LANGENHORN Wer durch das Labyrinth der verschlungenen Wirtschaftswege in der Fritz-Schumacher-Siedlung läuft, hört an vielen Stellen leises oder auch lauteres Gegacker.
Noch vor 100 Jahren gehörten Schweine, Schafe, Gänse und Hühner zum gewohnten Bild in den Selbstversorgergärten der Doppel- und Reihenhäuser. Hühnerhaltung liegt im Trend, nicht nur TV-Größen wie Judith Rakers und Barbara Schöneberger haben die Freude daran entdeckt, sondern auch immer mehr Bewohner der denkmalgeschützten Siedlung.
„Ich habe mich einfach in Manfred verliebt“, gesteht die 37-jährige Judy (*Nachname ist der Redaktion bekannt).

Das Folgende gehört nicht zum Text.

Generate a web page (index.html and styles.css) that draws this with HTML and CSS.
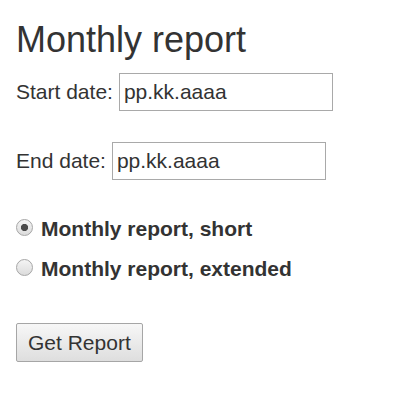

Manfred ist ein stattlicher Hahn der französischen Rasse Bresse-Gauloises, allerdings mit einem Handicap: Er hat einen verkrüppelten Fuß. Judy entdeckte das Hähnchen im Alter von zwei Monaten bei ihrem Nachbarn Steven Tews, der auch Hühner und Gänse hält. „Ich habe schon immer ein Herz für Außenseiter-Tiere“, sagt die Langenhornerin, die auch drei Katzen aus dem Tierschutz und ein altes Pferd aufgenommen hat.
Der Nachbar schenkte ihr den jungen Hahn – und wenig später, damit der nicht allein sein muss, noch zwei weiße Hennen, Erika und Meta. Mit deren Nachwuchs Daniela und der schwarzen Henne Gabriele ist die Truppe seit ein paar Monaten komplett.
„Sie machen mich einfach glücklich – ich könnte nicht mehr ohne sie leben. Jedes Mal werde ich freudig begrüßt, wenn ich mich zu ihnen setze oder Leckereien mitbringe. Besonders beliebt sind Eisbergsalat, Melone, Basilikum und Hüttenkäse mit Knoblauch – dafür lassen die Feinschmecker jedes Körnerfutter liegen“, erzählt Judy lachend.
Das Gartenhäuschen hat sie zum komfortablen Hühnerstall mit zeitgesteuerter Klappe umfunktioniert, mit Sitzstangen, Nestern zur Eiablage und Klettermöglichkeiten. Platz für die Wurm- und Schneckenjagd gibt es reichlich und Sträucher sowie Brombeerbüsche bieten dem Geflügel Schatten und Versteckmöglichkeiten vor potenziellen Feinden wie dem Habicht.
Nachbarn und Arbeitskollegen werden mit frischen Eiern versorgt und Spaziergänger, die vor allem an den Wochenenden oftmals mit ihren Kindern durch die Siedlung schlendern, freuen sich, das Federvieh im Garten beobachten zu können.
„Dass wir mitten in der Stadt so ländlich leben dürfen, ist ein Privileg. Die Bio-Diversität macht unsere Siedlung lebens- und liebenswert“, sagt Judy dankbar.